The House Wants to Let You Bring a Gun to Army Corps Land
Spending bill includes another attempt to lift Army Corps ban on firearms.
The U.S. Army Corps of Engineers controls 12 million acres of public land and water, 422 lake and river projects, and 7,700 miles of trails—and, except for hunting uses and other restricted purposes, you can't carry a gun on any of them.
But under a rider in an appropriations bill set to move through the House this spring, that could change. The Energy and Water spending bill, which cleared a subcommittee Wednesday, has language that would allow for the possession of firearms on Army Corps land.
Currently, firearm use on Army Corps land is restricted largely to target ranges or hunting activities. By contrast, the National Park Service allows loaded firearms, contingent on state regulations, under a policy enacted in 2010.
House Republicans have included similar riders in previous spending bills, but they've been blocked in the Senate amid safety concerns. Under the Republican-controlled Senate, however, the policy may have a clearer path. A bill from GOP Sen. Mike Crapo of Idaho was included in a bipartisan sportsmen's bill alongside other measures on hunting, fishing, and camping.
"Burdening law-abiding citizens of this country with additional gun restrictions is not the answer to safeguarding the public," Crapo said at a hearing on the bill last month. "Americans' Second Amendment rights must be restored to lands managed by the Corps."
Republican Rep. Bob Gibbs of Ohio has a companion bill in the House, and a spokesman said Gibbs is concentrating on moving it through the appropriations process.
The effort is also likely to be buoyed by an October court decision from an Idaho federal judge, who ruled that the ban violated the Second Amendment and lifted it in the state. Judge B. Lynn Winmill sided with plaintiffs who said they had been denied a right to self-defense because they could not bring a firearm onto Corps land that was near their home (they had asked a Corps commander for permission, which is allowable under Corps policy, but did not hear back).

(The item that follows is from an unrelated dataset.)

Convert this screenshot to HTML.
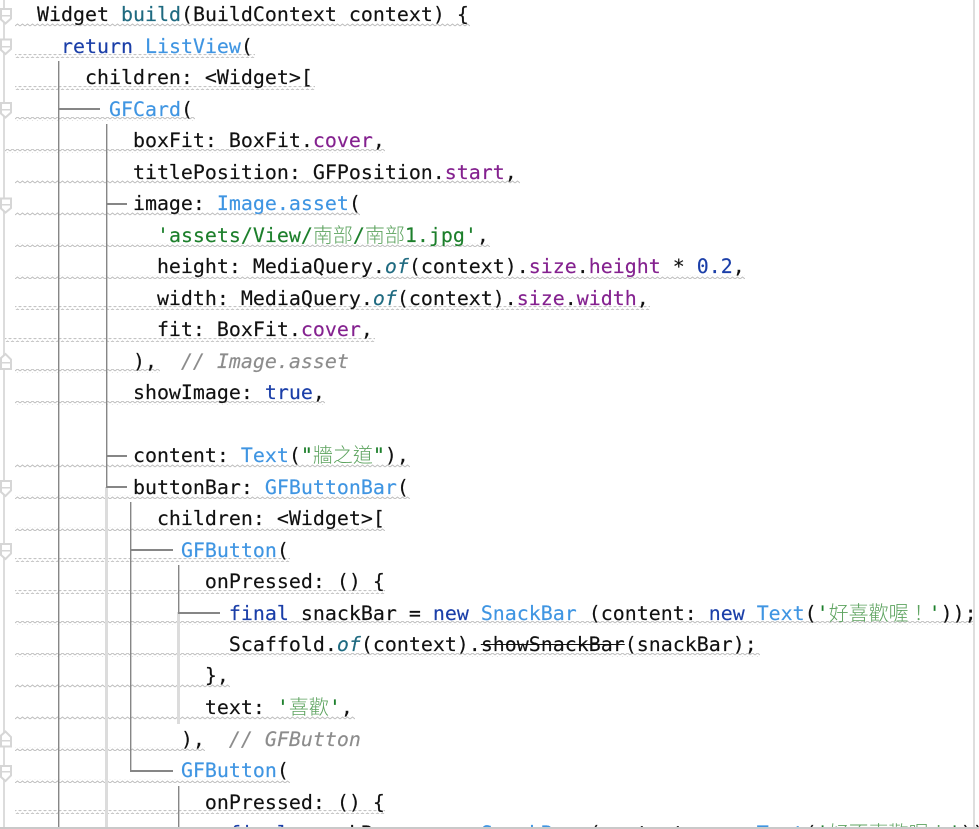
<!DOCTYPE html>
<html><head><meta charset="utf-8"><style>
html,body{margin:0;padding:0;background:#fff;width:979px;height:829px;overflow:hidden}
#v{position:absolute;left:0;top:0;width:979px;height:827px;overflow:hidden;background:#fff}
svg{position:absolute;left:0;top:0}
pre{position:absolute;left:37px;margin:0;height:31px;font:19.93px/31px "DejaVu Sans Mono","Liberation Mono","Noto Sans CJK TC",monospace;color:#111;-webkit-text-stroke:.15px currentColor}
.k{color:#1a3ea8}.c{color:#3f95e2}.p{color:#84218f}.s{color:#1c7f2b}.g{color:#8c8c8c;font-style:italic}.f{color:#1f6a80}.i{color:#1f6a80;font-style:italic}
.z{font-family:"Noto Sans CJK TC",sans-serif;font-size:20px;line-height:0;font-weight:300;color:#5da35f;-webkit-text-stroke:0}
.t{text-decoration:line-through}
#b{position:absolute;left:0;top:827px;width:979px;height:2px;background:#c9c9c9}
</style></head><body><div id="v">
<svg width="979" height="829" viewBox="0 0 979 829">
<defs><pattern id="w" x="0" y="0" width="5" height="4" patternUnits="userSpaceOnUse"><path d="M0 3L2.5 1L5 3" fill="none" stroke="#bdbdbd" stroke-width="1"/></pattern></defs>
<g fill="url(#w)">
<rect x="15" y="24" width="455" height="4" transform="translate(0,-1)"/>
<rect x="15" y="54" width="240" height="4"/>
<rect x="15" y="86" width="300" height="4"/>
<rect x="15" y="117" width="180" height="4"/>
<rect x="5" y="149" width="380" height="4"/>
<rect x="15" y="180" width="505" height="4"/>
<rect x="15" y="212" width="345" height="4"/>
<rect x="15" y="243" width="475" height="4"/>
<rect x="15" y="275" width="730" height="4"/>
<rect x="15" y="306" width="635" height="4"/>
<rect x="5" y="338" width="370" height="4"/>
<rect x="15" y="369" width="145" height="4"/>
<rect x="15" y="401" width="310" height="4"/>
<rect x="15" y="464" width="395" height="4"/>
<rect x="15" y="495" width="395" height="4"/>
<rect x="15" y="527" width="370" height="4"/>
<rect x="15" y="558" width="275" height="4"/>
<rect x="15" y="590" width="370" height="4"/>
<rect x="15" y="621" width="960" height="4"/>
<rect x="15" y="653" width="745" height="4"/>
<rect x="15" y="684" width="215" height="4"/>
<rect x="15" y="716" width="340" height="4"/>
<rect x="15" y="747" width="190" height="4"/>
<rect x="15" y="779" width="275" height="4"/>
<rect x="15" y="810" width="370" height="4"/>
</g>
<rect x="3" y="0" width="2" height="829" fill="#dcdcdc"/>
<rect x="973" y="0" width="2" height="829" fill="#dedede"/>
<g fill="#dcdcdc">
<rect x="105" y="487" width="3" height="340"/>
<rect x="177" y="612" width="3" height="112"/>
</g>
<g fill="#868686">
<rect x="58" y="61" width="1.4" height="766"/>
<rect x="58" y="108" width="42" height="2"/>
<rect x="106" y="124" width="1.4" height="363"/>
<rect x="106" y="203" width="21" height="2"/>
<rect x="106" y="455" width="21" height="2"/>
<rect x="106" y="486" width="21" height="2"/>
<rect x="130" y="502" width="1.4" height="269"/>
<rect x="130" y="549" width="43" height="2"/>
<rect x="130" y="770" width="43" height="2"/>
<rect x="178" y="565" width="1.4" height="48"/>
<rect x="178" y="612" width="42" height="2"/>
<rect x="178" y="786" width="1.4" height="41"/>
</g>
<g fill="#fff" stroke="#d6d6d6" stroke-width="2">
<path d="M1 9H11V18.500L5.500 23.500L1 19.500Z"/>
<path d="M1 39.500H11V49L5.500 54L1 50Z"/>
<path d="M1 103H11V112.500L5.500 117.500L1 113.500Z"/>
<path d="M1 198.500H11V208L5.500 212.500L1 208.500Z"/>
<path d="M1 481H11V490.500L5.500 496L1 492Z"/>
<path d="M1 544H11V553.500L5.500 559L1 555Z"/>
<path d="M1 766H11V775.500L5.500 781L1 777Z"/>
<path d="M1 369H11V359.500L5.500 354L1 358Z"/>
<path d="M1 746.500H11V737L5.500 731.500L1 735.500Z"/>
</g>
<g fill="#d6d6d6">
<rect x="2" y="15" width="8" height="1.500"/>
<rect x="2" y="46" width="8" height="1.500"/>
<rect x="2" y="109" width="8" height="1.500"/>
<rect x="2" y="204" width="8" height="1.500"/>
<rect x="2" y="487" width="8" height="1.500"/>
<rect x="2" y="550" width="8" height="1.500"/>
<rect x="2" y="771" width="8" height="1.500"/>
<rect x="2" y="362" width="8" height="1.500"/>
<rect x="2" y="740" width="8" height="1.500"/>
</g>
</svg>
<pre style="top:-1px">Widget <span class="f">build</span>(BuildContext context) {</pre>
<pre style="top:31px">  <span class="k">return</span> <span class="c">ListView</span>(</pre>
<pre style="top:62px">    children: &lt;Widget&gt;[</pre>
<pre style="top:94px">      <span class="c">GFCard</span>(</pre>
<pre style="top:125px">        boxFit: BoxFit.<span class="p">cover</span>,</pre>
<pre style="top:157px">        titlePosition: GFPosition.<span class="p">start</span>,</pre>
<pre style="top:188px">        image: <span class="c">Image.asset</span>(</pre>
<pre style="top:220px">          <span class="s">'assets/View/<span class="z">南部</span>/<span class="z">南部</span>1.jpg'</span>,</pre>
<pre style="top:251px">          height: MediaQuery.<span class="i">of</span>(context).<span class="p">size</span>.<span class="p">height</span> * <span class="k">0.2</span>,</pre>
<pre style="top:283px">          width: MediaQuery.<span class="i">of</span>(context).<span class="p">size</span>.<span class="p">width</span>,</pre>
<pre style="top:314px">          fit: BoxFit.<span class="p">cover</span>,</pre>
<pre style="top:346px">        ),  <span class="g">// Image.asset</span></pre>
<pre style="top:377px">        showImage: <span class="k">true</span>,</pre>
<pre style="top:440px">        content: <span class="c">Text</span>(<span class="s">"<span class="z">牆之道</span>"</span>),</pre>
<pre style="top:472px">        buttonBar: <span class="c">GFButtonBar</span>(</pre>
<pre style="top:503px">          children: &lt;Widget&gt;[</pre>
<pre style="top:535px">            <span class="c">GFButton</span>(</pre>
<pre style="top:566px">              onPressed: () {</pre>
<pre style="top:598px">                <span class="k">final</span> snackBar = <span class="k">new</span> <span class="c">SnackBar</span> (content: <span class="k">new</span> <span class="c">Text</span>(<span class="s">'<span class="z">好喜歡喔！</span>'</span>));</pre>
<pre style="top:629px">                Scaffold.<span class="i">of</span>(context).<span class="t">showSnackBar</span>(snackBar);</pre>
<pre style="top:660px">              },</pre>
<pre style="top:692px">              text: <span class="s">'<span class="z">喜歡</span>'</span>,</pre>
<pre style="top:724px">            ),  <span class="g">// GFButton</span></pre>
<pre style="top:755px">            <span class="c">GFButton</span>(</pre>
<pre style="top:787px">              onPressed: () {</pre>
<pre style="top:818px">                <span class="k">final</span> snackBar = <span class="k">new</span> <span class="c">SnackBar</span> (content: <span class="k">new</span> <span class="c">Text</span>(<span class="s">'<span class="z">好不喜歡喔！</span>'</span>));</pre>
</div><div id="b"></div></body></html>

But opponents have balked at the potential of having firearms near the dams, water-control systems, and other infrastructure that the Corps operates. In a 2013 Senate debate on the measure, Democratic Sen. Barbara Boxer of California said such infrastructure was a "target for terrorists" and lifting the gun ban would set up "a national security threat."
The Corps has also argued that firearms would be a safety concern because of the heavy use of its lands and security concerns for its facilities.

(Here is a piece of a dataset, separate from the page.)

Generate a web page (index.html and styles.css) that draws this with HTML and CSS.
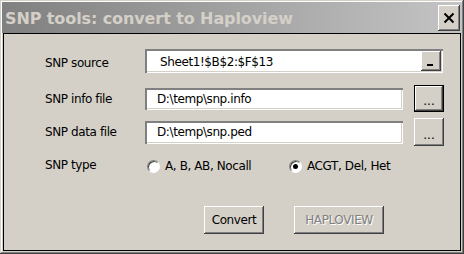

The House fiscal 2016 spending bill sets a $35.4 billion spending level for the Department of Energy, Army Corps of Engineers, and other agencies, a $1.2 billion increase from current spending levels. That includes a $142 million bump for the Army Corps, $865 million more than the Obama administration had proposed.
It comes stocked with other potentially tricky measures as well—boosting spending for fossil-fuel programs while cutting from the DOE's energy-efficiency and renewable-energy office. It also includes an additional $150 million for nuclear-waste disposal to support reopening the Yucca Mountain repository.
An additional rider would bar a proposed EPA and Army Corps expansion of federal Clean Water Act authority, which Republicans have said would mark a regulatory overreach by the federal government.